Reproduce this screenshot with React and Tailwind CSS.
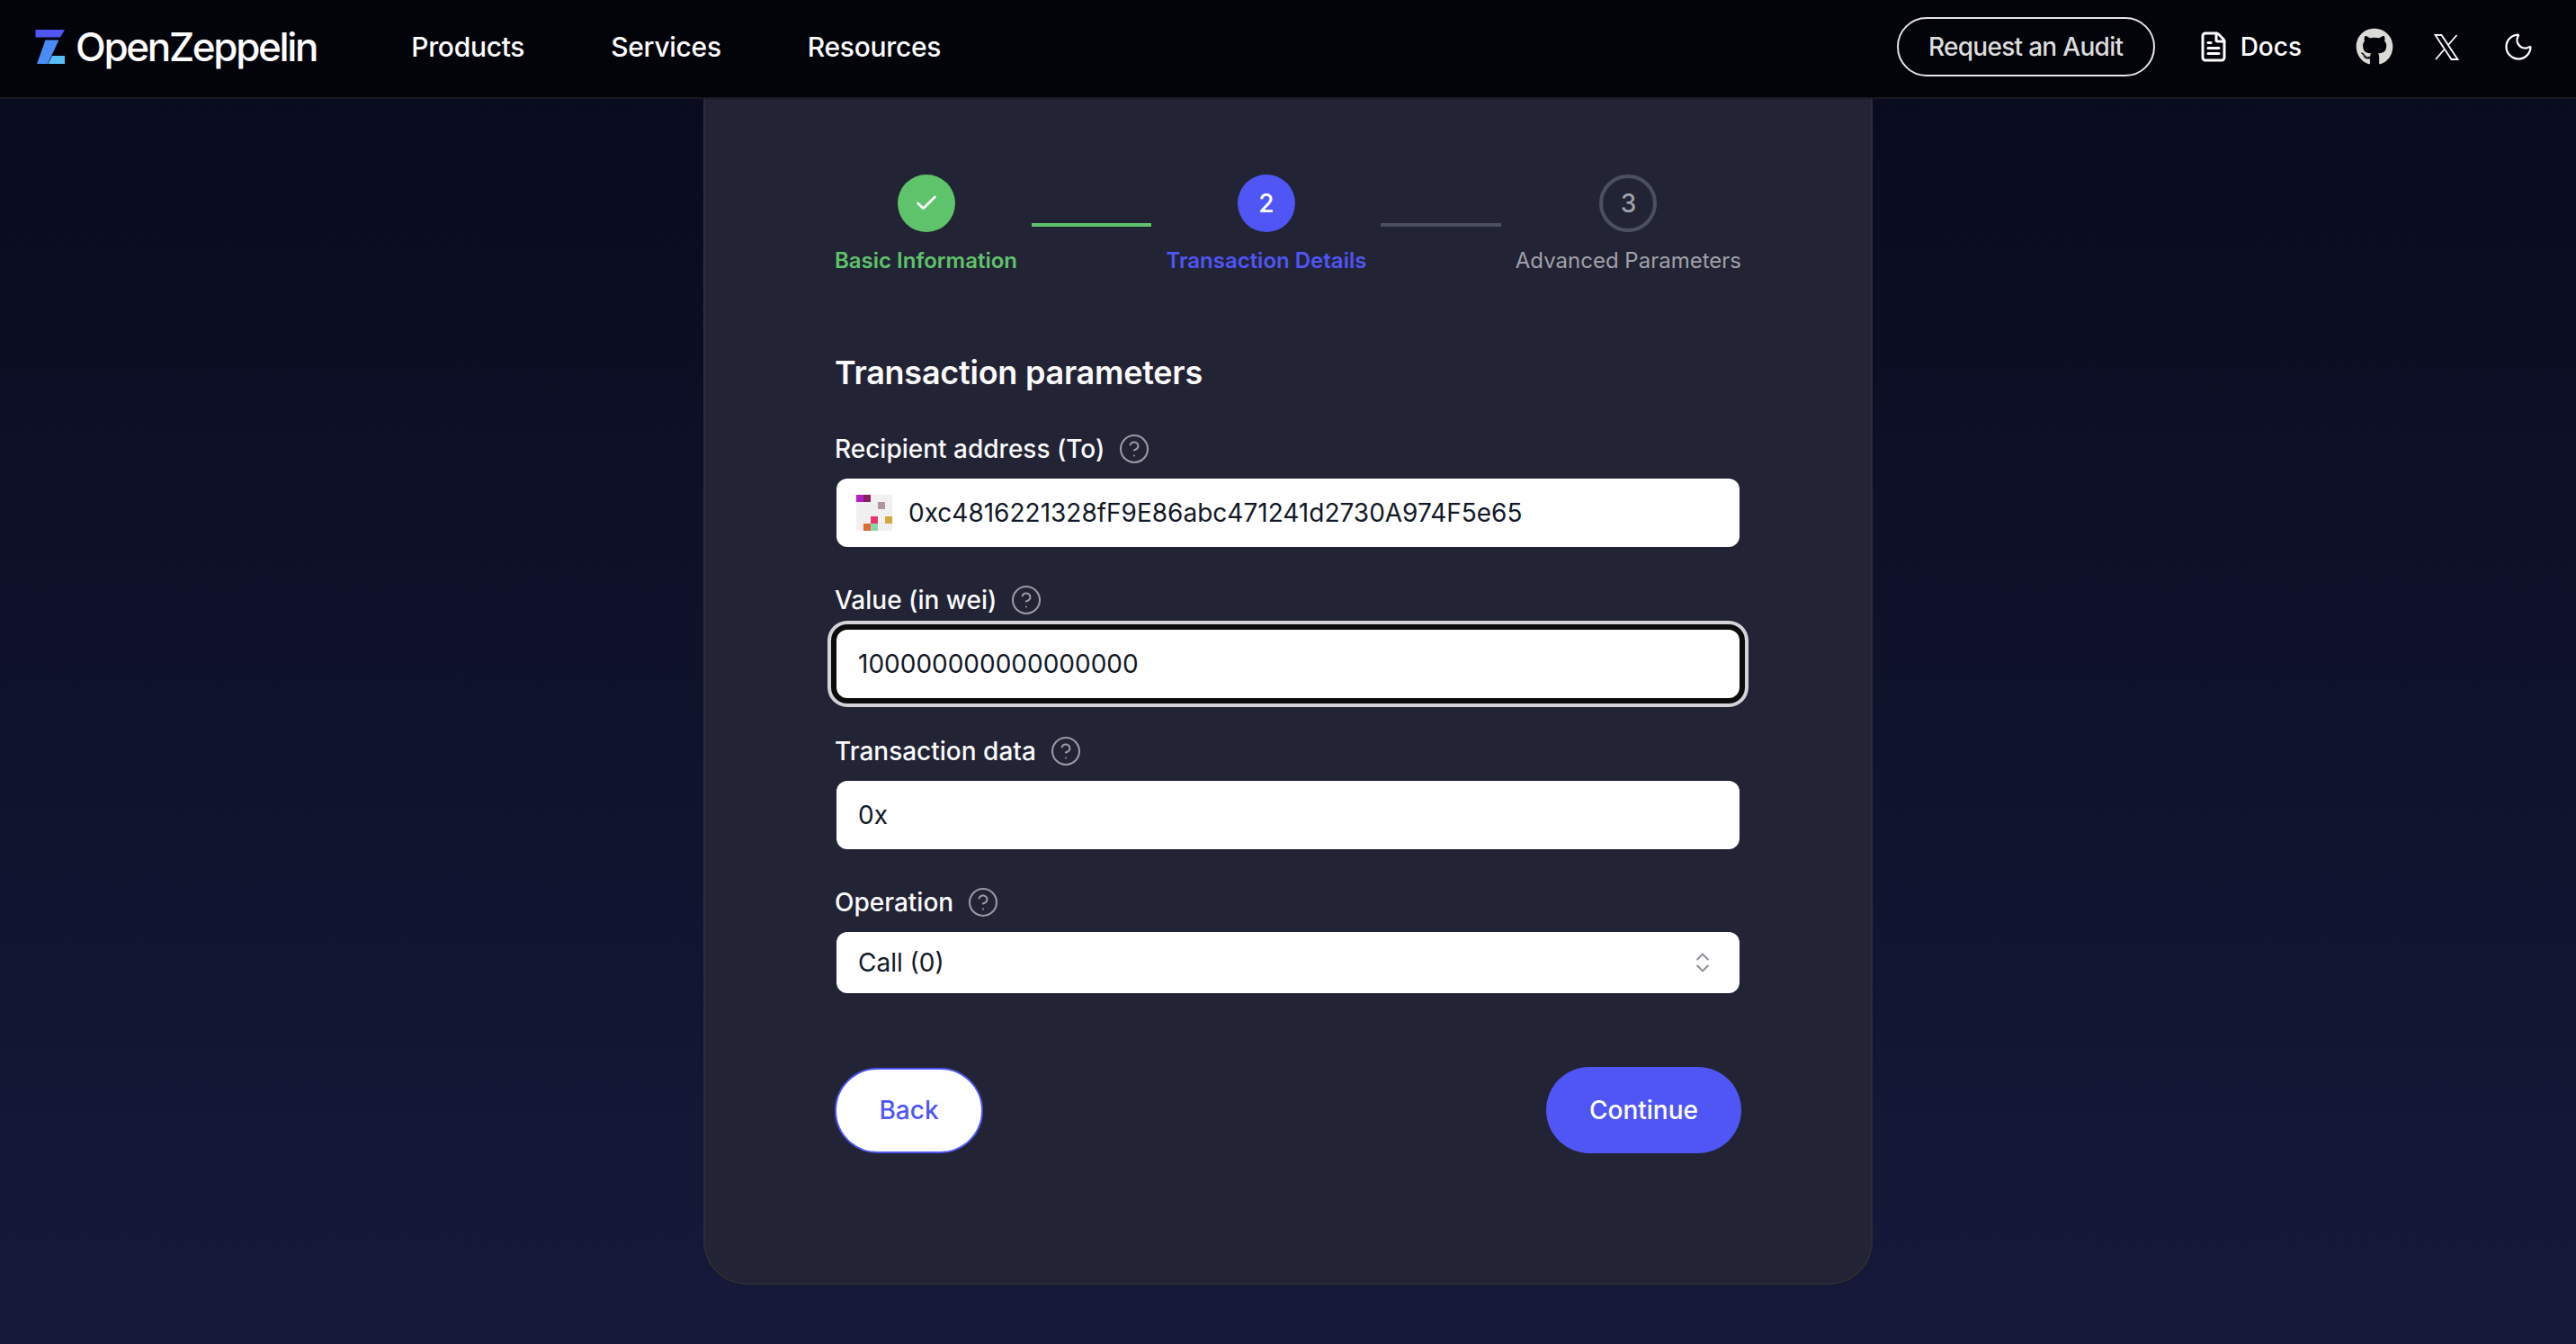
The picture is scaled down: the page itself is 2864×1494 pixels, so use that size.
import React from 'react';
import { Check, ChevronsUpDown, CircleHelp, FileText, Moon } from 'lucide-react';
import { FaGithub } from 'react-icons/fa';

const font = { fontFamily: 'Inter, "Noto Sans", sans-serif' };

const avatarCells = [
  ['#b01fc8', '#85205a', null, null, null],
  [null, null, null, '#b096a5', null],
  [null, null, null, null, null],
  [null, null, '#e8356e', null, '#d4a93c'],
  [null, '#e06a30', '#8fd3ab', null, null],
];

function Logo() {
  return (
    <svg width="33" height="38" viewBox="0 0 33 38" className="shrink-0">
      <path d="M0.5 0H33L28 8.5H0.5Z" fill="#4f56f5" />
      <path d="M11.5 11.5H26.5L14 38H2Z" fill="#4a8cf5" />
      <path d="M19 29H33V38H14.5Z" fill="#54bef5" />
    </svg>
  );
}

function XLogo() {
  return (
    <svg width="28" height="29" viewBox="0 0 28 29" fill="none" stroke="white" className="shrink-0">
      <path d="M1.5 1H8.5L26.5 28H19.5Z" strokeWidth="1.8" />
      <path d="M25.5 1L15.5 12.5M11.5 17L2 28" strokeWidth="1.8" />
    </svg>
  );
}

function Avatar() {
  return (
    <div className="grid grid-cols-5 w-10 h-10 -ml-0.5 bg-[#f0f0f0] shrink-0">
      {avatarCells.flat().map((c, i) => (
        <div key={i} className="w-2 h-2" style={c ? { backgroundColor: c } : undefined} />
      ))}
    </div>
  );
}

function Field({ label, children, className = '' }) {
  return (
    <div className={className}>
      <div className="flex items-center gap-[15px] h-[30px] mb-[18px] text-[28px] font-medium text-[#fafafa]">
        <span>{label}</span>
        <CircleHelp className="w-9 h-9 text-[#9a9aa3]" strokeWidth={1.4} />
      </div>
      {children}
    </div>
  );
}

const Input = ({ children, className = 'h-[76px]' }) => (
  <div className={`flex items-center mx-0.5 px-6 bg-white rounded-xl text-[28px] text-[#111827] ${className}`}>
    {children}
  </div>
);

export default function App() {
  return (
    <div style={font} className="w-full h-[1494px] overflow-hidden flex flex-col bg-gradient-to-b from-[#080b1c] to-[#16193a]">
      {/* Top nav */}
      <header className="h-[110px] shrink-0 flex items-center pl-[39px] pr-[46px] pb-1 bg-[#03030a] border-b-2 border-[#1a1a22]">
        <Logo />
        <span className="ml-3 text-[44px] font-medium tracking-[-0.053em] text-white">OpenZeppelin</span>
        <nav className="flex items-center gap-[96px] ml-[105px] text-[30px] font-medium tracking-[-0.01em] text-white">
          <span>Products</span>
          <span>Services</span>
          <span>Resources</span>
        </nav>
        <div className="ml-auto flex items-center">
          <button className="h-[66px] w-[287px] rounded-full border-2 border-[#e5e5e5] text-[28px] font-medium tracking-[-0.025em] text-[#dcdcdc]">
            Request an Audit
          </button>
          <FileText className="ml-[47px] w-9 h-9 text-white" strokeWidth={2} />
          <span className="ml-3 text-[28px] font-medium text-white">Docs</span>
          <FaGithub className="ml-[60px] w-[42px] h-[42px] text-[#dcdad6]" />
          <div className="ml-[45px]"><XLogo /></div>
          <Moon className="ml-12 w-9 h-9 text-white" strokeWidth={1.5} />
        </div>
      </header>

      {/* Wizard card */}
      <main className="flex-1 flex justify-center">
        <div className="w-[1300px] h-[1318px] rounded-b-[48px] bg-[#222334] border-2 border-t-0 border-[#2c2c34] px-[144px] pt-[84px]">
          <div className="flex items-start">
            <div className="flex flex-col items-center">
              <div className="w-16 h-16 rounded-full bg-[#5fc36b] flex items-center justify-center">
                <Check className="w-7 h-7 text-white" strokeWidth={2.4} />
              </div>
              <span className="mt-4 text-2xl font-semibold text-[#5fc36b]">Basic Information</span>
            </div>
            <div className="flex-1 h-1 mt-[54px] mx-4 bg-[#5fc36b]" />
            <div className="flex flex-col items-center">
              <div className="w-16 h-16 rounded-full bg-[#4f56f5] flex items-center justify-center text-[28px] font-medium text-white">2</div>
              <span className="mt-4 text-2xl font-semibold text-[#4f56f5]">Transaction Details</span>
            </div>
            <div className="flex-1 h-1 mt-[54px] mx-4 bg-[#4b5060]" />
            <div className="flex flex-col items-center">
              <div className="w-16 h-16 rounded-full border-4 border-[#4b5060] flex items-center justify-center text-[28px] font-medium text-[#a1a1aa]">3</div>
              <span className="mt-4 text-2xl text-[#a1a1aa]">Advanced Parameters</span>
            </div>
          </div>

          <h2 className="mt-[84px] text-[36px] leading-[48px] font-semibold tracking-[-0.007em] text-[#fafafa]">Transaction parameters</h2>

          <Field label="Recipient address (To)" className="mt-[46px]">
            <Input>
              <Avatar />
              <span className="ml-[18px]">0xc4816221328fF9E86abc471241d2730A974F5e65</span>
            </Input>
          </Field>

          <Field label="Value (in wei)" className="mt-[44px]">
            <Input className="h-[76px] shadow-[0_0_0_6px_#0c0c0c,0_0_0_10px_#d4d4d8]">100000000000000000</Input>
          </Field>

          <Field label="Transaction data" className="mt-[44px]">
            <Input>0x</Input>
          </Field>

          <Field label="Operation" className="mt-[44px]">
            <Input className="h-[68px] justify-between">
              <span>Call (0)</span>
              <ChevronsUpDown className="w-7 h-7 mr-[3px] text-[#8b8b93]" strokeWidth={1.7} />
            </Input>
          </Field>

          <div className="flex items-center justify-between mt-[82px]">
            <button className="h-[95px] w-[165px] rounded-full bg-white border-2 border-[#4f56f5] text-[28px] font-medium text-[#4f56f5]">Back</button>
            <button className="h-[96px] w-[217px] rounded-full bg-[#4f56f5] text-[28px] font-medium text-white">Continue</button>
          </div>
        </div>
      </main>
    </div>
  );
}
# # # # # # #
THE PROBLEM:
Transcribe the listing in full and omit the pictures.

REPLY:
Reproduce this screenshot with React and Tailwind CSS.
The picture is scaled down: the page itself is 2864×1494 pixels, so use that size.
import React from 'react';
import { Check, ChevronsUpDown, CircleHelp, FileText, Moon } from 'lucide-react';
import { FaGithub } from 'react-icons/fa';

const font = { fontFamily: 'Inter, "Noto Sans", sans-serif' };

const avatarCells = [
  ['#b01fc8', '#85205a', null, null, null],
  [null, null, null, '#b096a5', null],
  [null, null, null, null, null],
  [null, null, '#e8356e', null, '#d4a93c'],
  [null, '#e06a30', '#8fd3ab', null, null],
];

function Logo() {
  return (
    <svg width="33" height="38" viewBox="0 0 33 38" className="shrink-0">
      <path d="M0.5 0H33L28 8.5H0.5Z" fill="#4f56f5" />
      <path d="M11.5 11.5H26.5L14 38H2Z" fill="#4a8cf5" />
      <path d="M19 29H33V38H14.5Z" fill="#54bef5" />
    </svg>
  );
}

function XLogo() {
  return (
    <svg width="28" height="29" viewBox="0 0 28 29" fill="none" stroke="white" className="shrink-0">
      <path d="M1.5 1H8.5L26.5 28H19.5Z" strokeWidth="1.8" />
      <path d="M25.5 1L15.5 12.5M11.5 17L2 28" strokeWidth="1.8" />
    </svg>
  );
}

function Avatar() {
  return (
    <div className="grid grid-cols-5 w-10 h-10 -ml-0.5 bg-[#f0f0f0] shrink-0">
      {avatarCells.flat().map((c, i) => (
        <div key={i} className="w-2 h-2" style={c ? { backgroundColor: c } : undefined} />
      ))}
    </div>
  );
}

function Field({ label, children, className = '' }) {
  return (
    <div className={className}>
      <div className="flex items-center gap-[15px] h-[30px] mb-[18px] text-[28px] font-medium text-[#fafafa]">
        <span>{label}</span>
        <CircleHelp className="w-9 h-9 text-[#9a9aa3]" strokeWidth={1.4} />
      </div>
      {children}
    </div>
  );
}

const Input = ({ children, className = 'h-[76px]' }) => (
  <div className={`flex items-center mx-0.5 px-6 bg-white rounded-xl text-[28px] text-[#111827] ${className}`}>
    {children}
  </div>
);

export default function App() {
  return (
    <div style={font} className="w-full h-[1494px] overflow-hidden flex flex-col bg-gradient-to-b from-[#080b1c] to-[#16193a]">
      {/* Top nav */}
      <header className="h-[110px] shrink-0 flex items-center pl-[39px] pr-[46px] pb-1 bg-[#03030a] border-b-2 border-[#1a1a22]">
        <Logo />
        <span className="ml-3 text-[44px] font-medium tracking-[-0.053em] text-white">OpenZeppelin</span>
        <nav className="flex items-center gap-[96px] ml-[105px] text-[30px] font-medium tracking-[-0.01em] text-white">
          <span>Products</span>
          <span>Services</span>
          <span>Resources</span>
        </nav>
        <div className="ml-auto flex items-center">
          <button className="h-[66px] w-[287px] rounded-full border-2 border-[#e5e5e5] text-[28px] font-medium tracking-[-0.025em] text-[#dcdcdc]">
            Request an Audit
          </button>
          <FileText className="ml-[47px] w-9 h-9 text-white" strokeWidth={2} />
          <span className="ml-3 text-[28px] font-medium text-white">Docs</span>
          <FaGithub className="ml-[60px] w-[42px] h-[42px] text-[#dcdad6]" />
          <div className="ml-[45px]"><XLogo /></div>
          <Moon className="ml-12 w-9 h-9 text-white" strokeWidth={1.5} />
        </div>
      </header>

      {/* Wizard card */}
      <main className="flex-1 flex justify-center">
        <div className="w-[1300px] h-[1318px] rounded-b-[48px] bg-[#222334] border-2 border-t-0 border-[#2c2c34] px-[144px] pt-[84px]">
          <div className="flex items-start">
            <div className="flex flex-col items-center">
              <div className="w-16 h-16 rounded-full bg-[#5fc36b] flex items-center justify-center">
                <Check className="w-7 h-7 text-white" strokeWidth={2.4} />
              </div>
              <span className="mt-4 text-2xl font-semibold text-[#5fc36b]">Basic Information</span>
            </div>
            <div className="flex-1 h-1 mt-[54px] mx-4 bg-[#5fc36b]" />
            <div className="flex flex-col items-center">
              <div className="w-16 h-16 rounded-full bg-[#4f56f5] flex items-center justify-center text-[28px] font-medium text-white">2</div>
              <span className="mt-4 text-2xl font-semibold text-[#4f56f5]">Transaction Details</span>
            </div>
            <div className="flex-1 h-1 mt-[54px] mx-4 bg-[#4b5060]" />
            <div className="flex flex-col items-center">
              <div className="w-16 h-16 rounded-full border-4 border-[#4b5060] flex items-center justify-center text-[28px] font-medium text-[#a1a1aa]">3</div>
              <span className="mt-4 text-2xl text-[#a1a1aa]">Advanced Parameters</span>
            </div>
          </div>

          <h2 className="mt-[84px] text-[36px] leading-[48px] font-semibold tracking-[-0.007em] text-[#fafafa]">Transaction parameters</h2>

          <Field label="Recipient address (To)" className="mt-[46px]">
            <Input>
              <Avatar />
              <span className="ml-[18px]">0xc4816221328fF9E86abc471241d2730A974F5e65</span>
            </Input>
          </Field>

          <Field label="Value (in wei)" className="mt-[44px]">
            <Input className="h-[76px] shadow-[0_0_0_6px_#0c0c0c,0_0_0_10px_#d4d4d8]">100000000000000000</Input>
          </Field>

          <Field label="Transaction data" className="mt-[44px]">
            <Input>0x</Input>
          </Field>

          <Field label="Operation" className="mt-[44px]">
            <Input className="h-[68px] justify-between">
              <span>Call (0)</span>
              <ChevronsUpDown className="w-7 h-7 mr-[3px] text-[#8b8b93]" strokeWidth={1.7} />
            </Input>
          </Field>

          <div className="flex items-center justify-between mt-[82px]">
            <button className="h-[95px] w-[165px] rounded-full bg-white border-2 border-[#4f56f5] text-[28px] font-medium text-[#4f56f5]">Back</button>
            <button className="h-[96px] w-[217px] rounded-full bg-[#4f56f5] text-[28px] font-medium text-white">Continue</button>
          </div>
        </div>
      </main>
    </div>
  );
}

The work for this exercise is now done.